Kristen Sparrow • July 13, 2021
This is a fascinating article by Michael Pollan about the hidden side effects of caffeine.
He goes through the history of coffee and caffeine, it’s a relatively new aspect of life. He talks about the different studies showing that caffeine improves cognitive performance, focus and concentration. But when it comes to creativity, the benefits may not be there since creativity requires a different kind of thinking.
It has also been shown that coffee helps to prevent Alzheimer’s, Parkinson’s and other brain malfunctions.
So what’s the problem? The problem is that caffeine can mess with your sleep: particularly your Deep Sleep. The amount of deep sleep that you get declines as we age. And the shorter your sleep you get the shorter your life, according to sleep scientists.

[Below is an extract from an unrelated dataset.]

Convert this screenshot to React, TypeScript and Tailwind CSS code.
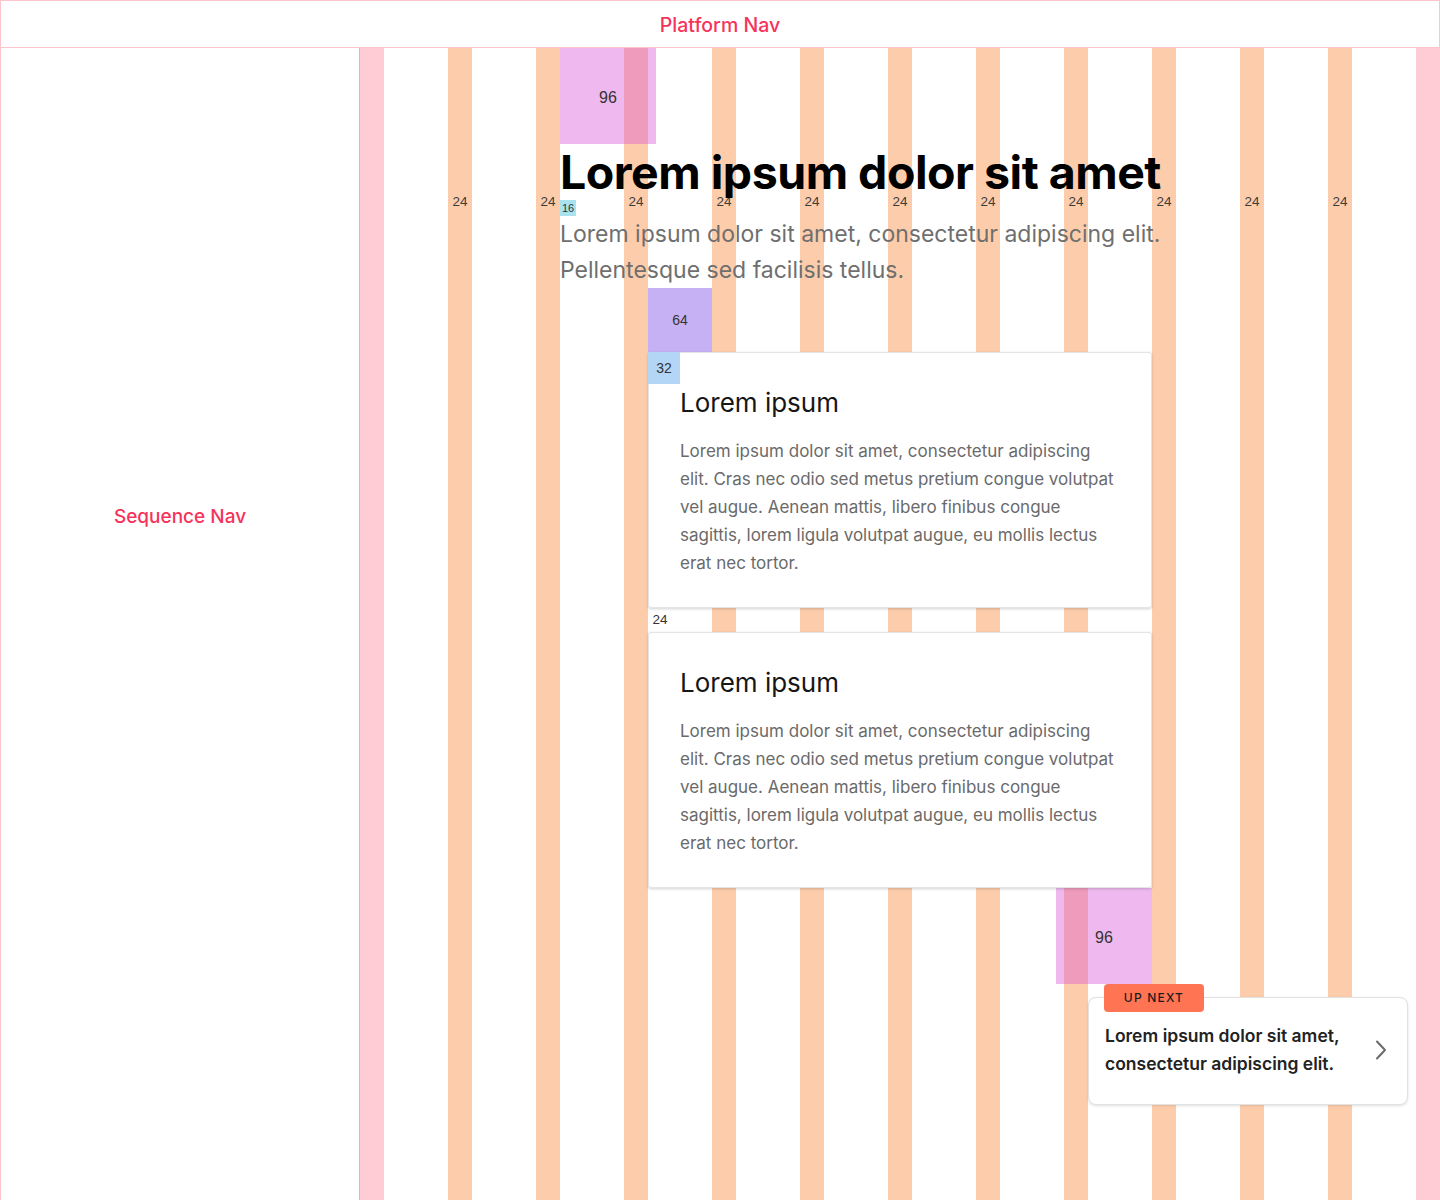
const columns = Array.from({ length: 12 });

const bodyLines = [
  "Lorem ipsum dolor sit amet, consectetur adipiscing",
  "elit. Cras nec odio sed metus pretium congue volutpat",
  "vel augue. Aenean mattis, libero finibus congue",
  "sagittis, lorem ligula volutpat augue, eu mollis lectus",
  "erat nec tortor.",
];

function GridOverlay() {
  return (
    <div className="absolute inset-0 flex">
      <div className="w-6 bg-[#ffccd6]" />
      {columns.map((_, i) => (
        <div key={i} className="flex">
          <div className="w-16" />
          {i < 11 && (
            <div className="w-6 bg-[#fdcdab] flex justify-center pt-[146px]">
              <span className="h-4 text-[13.5px] leading-4 text-[#3c3c3c] font-['Liberation_Sans',Arial,sans-serif]">
                24
              </span>
            </div>
          )}
        </div>
      ))}
      <div className="w-6 bg-[#ffccd6]" />
    </div>
  );
}

function Card({ marker = false }: { marker?: boolean }) {
  return (
    <div className="relative w-[504px] bg-white border border-[#e4e4e4] rounded-[3px] shadow-[0_1px_3px_rgba(0,0,0,0.18)] px-[31px] pt-8 pb-[30px]">
      {/* 32 spacer marker */}
      {marker && (
        <div className="absolute -left-px -top-px w-8 h-8 bg-[#b3d6f7] flex items-center justify-center text-[14px] text-[#333] font-['Liberation_Sans',Arial,sans-serif]">
          32
        </div>
      )}
      <h2 className="text-[26px] leading-9 text-[#161616] font-normal">Lorem ipsum</h2>
      <p className="mt-4 text-[17px] leading-7 text-[#6a6a6a] whitespace-nowrap">
        {bodyLines.map((line, i) => (
          <span key={i} className="block">
            {line}
          </span>
        ))}
      </p>
    </div>
  );
}

export default function App() {
  return (
    <div className="w-[1440px] min-h-[1200px] bg-white font-['Inter','Noto_Sans',sans-serif]">
      {/* Platform Nav */}
      <header className="h-12 pt-1 border border-[#ffc5cf] flex items-center justify-center">
        <span className="text-[19.5px] font-medium text-[#f5335b]">Platform Nav</span>
      </header>

      <div className="flex">
        {/* Sequence Nav */}
        <aside className="w-[360px] h-[1152px] border-l border-l-[#ffc5cf] border-r border-r-[#ffa6b7]">
          <div className="h-[938px] flex items-center justify-center">
            <span className="text-[19px] font-medium text-[#f5335b]">Sequence Nav</span>
          </div>
        </aside>

        {/* Content with grid overlay */}
        <main className="relative flex-1 h-[1152px]">
          <GridOverlay />

          <div className="relative pl-[200px] flex flex-col">
            <div className="w-24 h-24 pt-1 bg-[rgba(215,80,215,0.4)] flex items-center justify-center text-[16px] text-[#333] font-['Liberation_Sans',Arial,sans-serif]">
              96
            </div>

            <h1 className="text-[46.5px] leading-[56px] font-bold text-black whitespace-nowrap tracking-[-0.5px]">
              Lorem ipsum dolor sit amet
            </h1>

            <div className="w-4 h-4 bg-[#a9e3ef] flex items-center justify-center text-[11px] text-[#333] font-['Liberation_Sans',Arial,sans-serif]">
              16
            </div>

            <p className="text-[23px] leading-9 text-[#6f6f6f] whitespace-nowrap">
              Lorem ipsum dolor sit amet, consectetur adipiscing elit.
              <br />
              Pellentesque sed facilisis tellus.
            </p>

            <div className="ml-[88px] flex flex-col">
              <div className="w-16 h-16 bg-[#c7b1f5] flex items-center justify-center text-[14px] text-[#333] font-['Liberation_Sans',Arial,sans-serif]">
                64
              </div>
              <Card marker />
              <div className="h-6 w-6 flex items-center justify-center text-[13.5px] text-[#333] font-['Liberation_Sans',Arial,sans-serif]">
                24
              </div>
              <Card />
              <div className="w-[504px] flex justify-end">
                <div className="w-24 h-24 pt-1 bg-[rgba(215,80,215,0.4)] flex items-center justify-center text-[16px] text-[#333] font-['Liberation_Sans',Arial,sans-serif]">
                  96
                </div>
              </div>
            </div>

            {/* Up next */}
            <div className="ml-[528px] relative w-[320px] pt-[13px]">
              <div className="bg-white border border-[#e2e2e2] rounded-lg shadow-[0_1px_3px_rgba(0,0,0,0.12)] pl-4 pr-5 pt-[24px] pb-[26px] flex items-center justify-between">
                <p className="text-[17.5px] leading-7 font-semibold text-[#222] whitespace-nowrap">
                  Lorem ipsum dolor sit amet,
                  <br />
                  consectetur adipiscing elit.
                </p>
                <svg width="12" height="20" viewBox="0 0 12 20" fill="none" className="text-[#6b6b6b]">
                  <path d="M2 1.5 L10 10 L2 18.5" stroke="currentColor" strokeWidth="2" strokeLinecap="round" strokeLinejoin="round" />
                </svg>
              </div>
              <div className="absolute top-0 left-4 w-[100px] h-7 rounded bg-[#ff7452] flex items-center justify-center text-[12px] font-medium tracking-[0.1em] text-[#1b1b1b]">
                UP NEXT
              </div>
            </div>
          </div>
        </main>
      </div>
    </div>
  );
}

“For most of us, to be caffeinated to one degree or another has simply become baseline human consciousness. Something like 90% of humans ingest caffeine regularly, making it the most widely used psychoactive drug in the world, and the only one we routinely give to children (commonly in the form of fizzy drinks). Few of us even think of it as a drug, much less our daily use of it as an addiction. It’s so pervasive that it’s easy to overlook the fact that to be caffeinated is not baseline consciousness but, in fact, an altered state. It just happens to be a state that virtually all of us share, rendering it invisible…

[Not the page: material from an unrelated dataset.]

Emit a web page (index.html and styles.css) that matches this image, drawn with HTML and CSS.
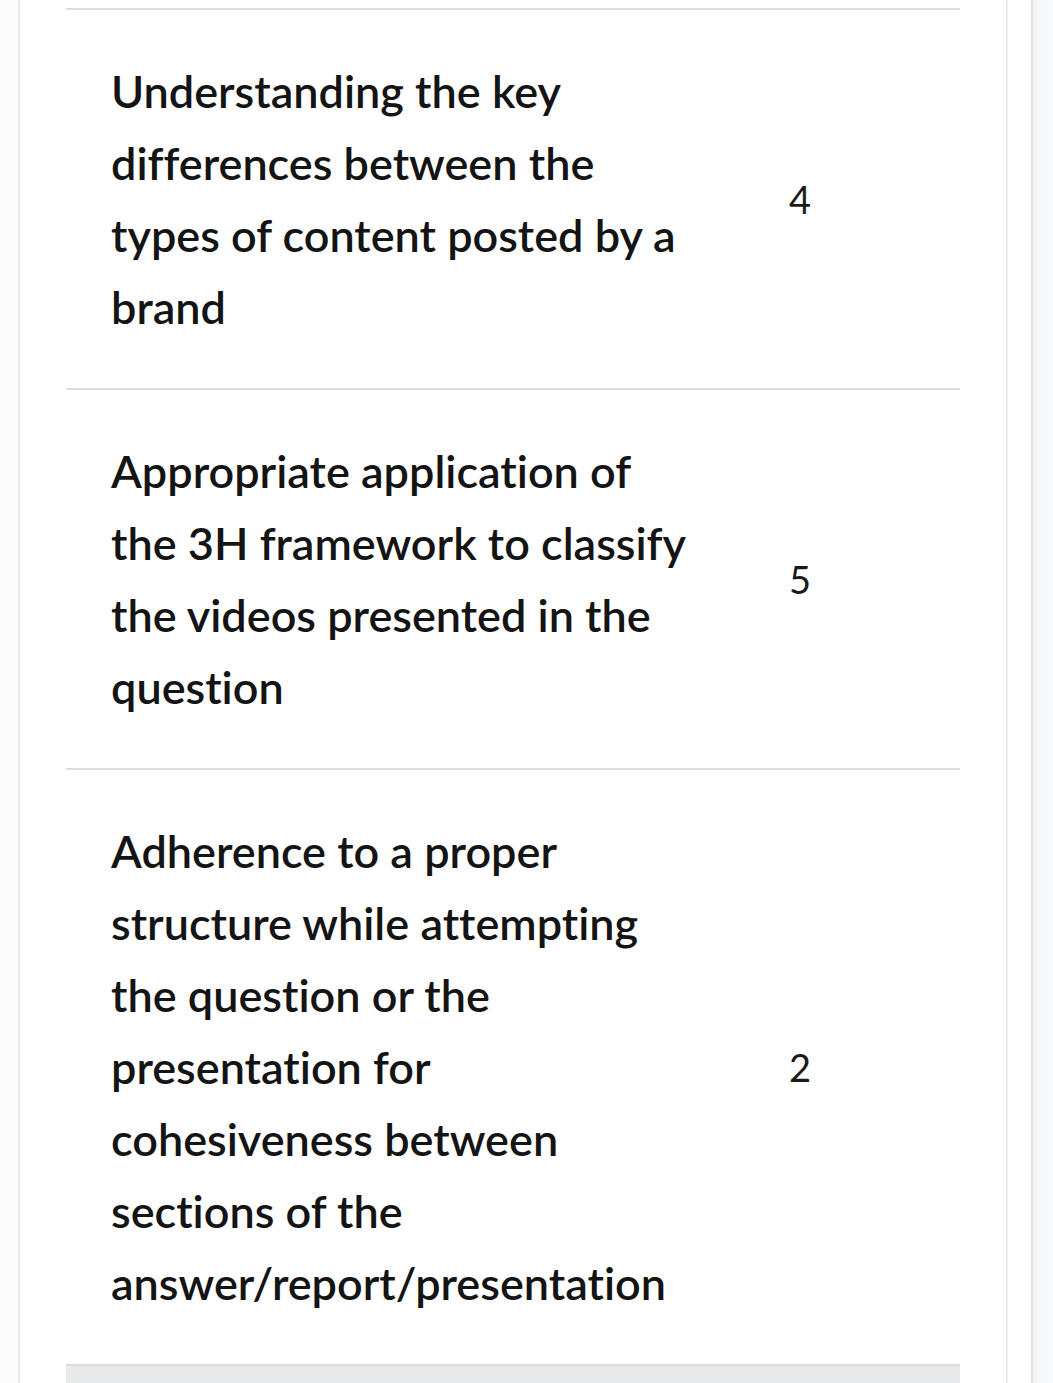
FILE: index.html
```html
<!DOCTYPE html>
<html>
<head>
<meta charset="utf-8">
<link rel="stylesheet" href="styles.css">
</head>
<body>
<div class="page">
  <div class="gutter"></div>
  <div class="card">
    <div class="table">
      <div class="row">
        <div class="crit">Understanding the key differences between the types of content posted by a brand</div>
        <div class="pts">4</div>
      </div>
      <div class="row">
        <div class="crit">Appropriate application of the 3H framework to classify the videos presented in the question</div>
        <div class="pts">5</div>
      </div>
      <div class="row">
        <div class="crit">Adherence to a proper structure while attempting the question or the presentation for cohesiveness between sections of the answer/report/presentation</div>
        <div class="pts">2</div>
      </div>
      <div class="footer"></div>
    </div>
  </div>
  <div class="spacer"></div>
  <div class="scroll"></div>
</div>
</body>
</html>
```
FILE: styles.css
```css
html, body {
  margin: 0;
  padding: 0;
  height: 1383px;
  overflow: hidden;
}
body {
  background: #fbfbfb;
  font-family: Lato, "Noto Sans", sans-serif;
  color: #111;
}
.page {
  display: flex;
  height: 1383px;
}
.gutter {
  width: 18px;
  background: #fbfbfb;
}
.card {
  width: 990px;
  background: #fff;
  border-left: 2px solid #ececec;
  border-right: 2px solid #ececec;
  padding: 8px 0 0 46px;
  box-sizing: border-box;
}
.table {
  width: 894px;
}
.row {
  display: flex;
  align-items: center;
  border-top: 2px solid #dedede;
  padding: 45px 0 45px 45px;
}
.crit {
  width: 580px;
  font-size: 45px;
  line-height: 72px;
  font-weight: 600;
  color: #141414;
  font-variant-ligatures: none;
}
.pts {
  margin-left: 98px;
  font-size: 38px;
  font-weight: 400;
  color: #1a1a1a;
}
.footer {
  height: 40px;
  background: #e8e9eb;
  border-top: 2px solid #dcdcdc;
}
.spacer {
  width: 23px;
  background: #fff;
}
.scroll {
  flex: 1;
  border-left: 2px solid #e2e2e2;
  background: linear-gradient(to right, #eceeef, #f7f8f9 6px, #f8f9fa);
}
```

Its mode of action, or “pharmacodynamics”, mesh so perfectly with the rhythms of the human body that the morning cup of coffee arrives just in time to head off the looming mental distress set in motion by yesterday’s cup of coffee. Daily, caffeine proposes itself as the optimal solution to the problem caffeine creates.

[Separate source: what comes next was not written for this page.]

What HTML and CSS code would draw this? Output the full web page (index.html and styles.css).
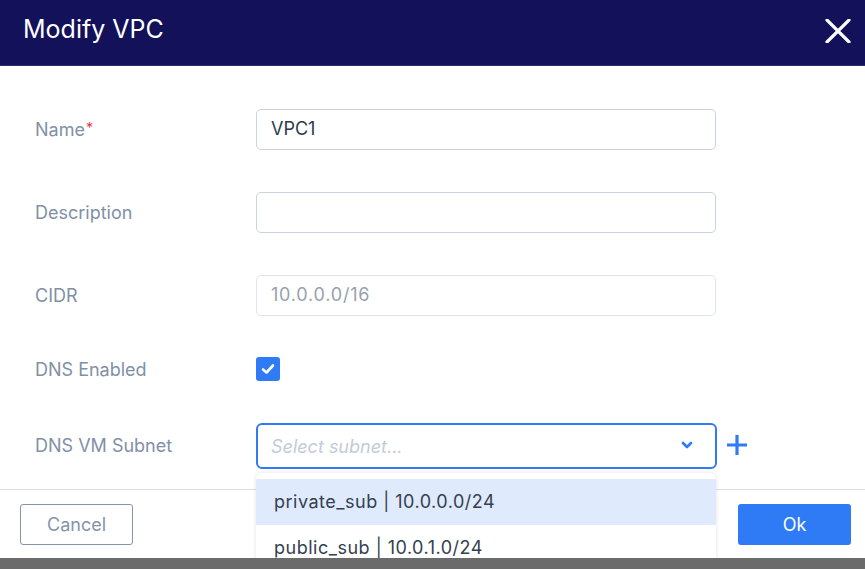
FILE: index.html
```html
<!DOCTYPE html>
<html lang="en">
<head>
    <meta charset="UTF-8">
    <meta name="viewport" content="width=device-width, initial-scale=1.0">
    <title>Modify VPC</title>
    <link rel="stylesheet" href="styles.css">
</head>
<body>
<div class="modal">
    <div class="modal-header">
        <h1>Modify VPC</h1>
        <button class="close-btn" aria-label="Close">
            <svg width="26" height="24" viewBox="0 0 26 24">
                <path d="M2 1 L24 23 M24 1 L2 23" stroke="#fff" stroke-width="3.2" stroke-linecap="round"/>
            </svg>
        </button>
    </div>

    <form class="modal-body">
        <div class="form-row">
            <label>Name<span class="required">*</span></label>
            <input type="text" class="text-input" value="VPC1">
        </div>
        <div class="form-row">
            <label>Description</label>
            <input type="text" class="text-input">
        </div>
        <div class="form-row row-short">
            <label>CIDR</label>
            <input type="text" class="text-input disabled" value="10.0.0.0/16" disabled>
        </div>
        <div class="form-row row-check">
            <label>DNS Enabled</label>
            <span class="checkbox">
                <svg width="14" height="12" viewBox="0 0 14 12">
                    <path d="M2 6.5 L5.5 9.5 L12 2.5" fill="none" stroke="#fff" stroke-width="2.6" stroke-linecap="round" stroke-linejoin="round"/>
                </svg>
            </span>
        </div>
        <div class="form-row row-select">
            <label>DNS VM Subnet</label>
            <div class="select-wrap">
                <div class="select">
                    <span class="placeholder">Select subnet...</span>
                    <svg class="chevron" width="12" height="8" viewBox="0 0 12 8">
                        <path d="M2 2 L6 6 L10 2" fill="none" stroke="#2f7bf5" stroke-width="2.6" stroke-linecap="round" stroke-linejoin="round"/>
                    </svg>
                </div>
                <ul class="menu">
                    <li class="active">private_sub | 10.0.0.0/24</li>
                    <li>public_sub | 10.0.1.0/24</li>
                </ul>
            </div>
            <svg class="add-icon" width="22" height="22" viewBox="0 0 22 22">
                <path d="M11 1 V21 M1 11 H21" stroke="#2f7bf5" stroke-width="3.2"/>
            </svg>
        </div>
    </form>

    <div class="modal-footer">
        <button class="btn btn-cancel">Cancel</button>
        <button class="btn btn-ok">Ok</button>
    </div>
</div>
</body>
</html>
```

FILE: styles.css
```css
body {
    font-family: Inter, "Noto Sans", sans-serif;
    background-color: #6b6b6b;
    margin: 0;
    padding: 0;
}
.modal {
    width: 865px;
    height: 558px;
    background: white;
}
.modal-header {
    height: 66px;
    background-color: #12115a;
    border-bottom: 1px solid #2d2c72;
    display: flex;
    align-items: center;
    justify-content: space-between;
    padding: 0 14px 0 23px;
    box-sizing: border-box;
}
.modal-header h1 {
    margin: 0 0 8px 0;
    font-size: 25px;
    font-weight: 400;
    color: white;
}
.close-btn {
    background: none;
    border: none;
    padding: 0;
    margin-bottom: 4px;
    cursor: pointer;
    display: flex;
}
.modal-body {
    padding: 43px 0 20px 35px;
    margin: 0;
}
.form-row {
    display: flex;
    align-items: center;
    height: 41px;
    margin-bottom: 42px;
}
.form-row.row-short {
    margin-bottom: 32px;
}
.form-row.row-check {
    margin-bottom: 34px;
}
.form-row.row-check label {
    margin-top: 1px;
}
.form-row.row-select {
    height: 46px;
    margin-bottom: 0;
}
label {
    width: 221px;
    flex-shrink: 0;
    font-size: 18px;
    color: #8190a6;
    margin-top: -1px;
}
.required {
    color: #e8344c;
    font-size: 14px;
    vertical-align: top;
    margin-left: 1px;
}
.text-input {
    width: 460px;
    height: 41px;
    box-sizing: border-box;
    border: 1px solid #c9d3e1;
    border-radius: 5px;
    padding: 0 14px 2px 14px;
    font-family: inherit;
    font-size: 18px;
    color: #2c3a4b;
    background: white;
}
.text-input.disabled {
    border-color: #dfe5ec;
    color: #98a1ac;
    letter-spacing: 0.8px;
}
.checkbox {
    width: 24px;
    height: 24px;
    background-color: #2f7bf5;
    border-radius: 3px;
    display: flex;
    align-items: center;
    justify-content: center;
}
.select-wrap {
    position: relative;
    width: 461px;
}
.select {
    height: 46px;
    box-sizing: border-box;
    border: 2px solid #2f7bf5;
    border-radius: 6px;
    display: flex;
    align-items: center;
    justify-content: space-between;
    padding: 0 22px 0 13px;
}
.placeholder {
    font-size: 18px;
    font-style: italic;
    color: #c3cbd8;
}
.chevron {
    margin-top: -2px;
}
.add-icon {
    margin-left: 9px;
    margin-top: -2px;
}
.menu {
    position: absolute;
    top: 50px;
    left: 0;
    width: 460px;
    list-style: none;
    margin: 0;
    padding: 6px 0 0 0;
    background: white;
    border-radius: 6px 6px 0 0;
    box-shadow: 0 0 4px rgba(0, 0, 0, 0.12);
    height: 100px;
    box-sizing: border-box;
}
.menu li {
    height: 44px;
    display: flex;
    align-items: center;
    padding: 0 18px 2px 18px;
    font-size: 18px;
    letter-spacing: 0.5px;
    color: #34404f;
}
.menu li.active {
    background-color: #dfeafc;
}
.modal-footer {
    border-top: 1px solid #d5dde8;
    display: flex;
    justify-content: space-between;
    padding: 14px 14px 0 20px;
}
.btn {
    width: 113px;
    height: 41px;
    border-radius: 3px;
    font-family: inherit;
    font-size: 18px;
    cursor: pointer;
}
.btn-cancel {
    background: white;
    border: 1px solid #8594aa;
    color: #8594aa;
}
.btn-ok {
    background-color: #2f7bf5;
    border: none;
    color: white;
}
```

An English neuroscientist on the faculty at University of California, Berkeley, Walker, author of Why We Sleep, is single-minded in his mission: to alert the world to an invisible public-health crisis, which is that we are not getting nearly enough sleep, the sleep we are getting is of poor quality, and a principal culprit in this crime against body and mind is caffeine. Caffeine itself might not be bad for you, but the sleep it’s stealing from you may have a price. According to Walker, research suggests that insufficient sleep may be a key factor in the development of Alzheimer’s disease, arteriosclerosis, stroke, heart failure, depression, anxiety, suicide and obesity. “The shorter you sleep,” he bluntly concludes, “the shorter your lifespan.”
Walker grew up in England drinking copious amounts of black tea, morning, noon and night. He no longer consumes caffeine, save for the small amounts in his occasional cup of decaf. In fact, none of the sleep researchers or experts on circadian rhythms I interviewed for this story use caffeine.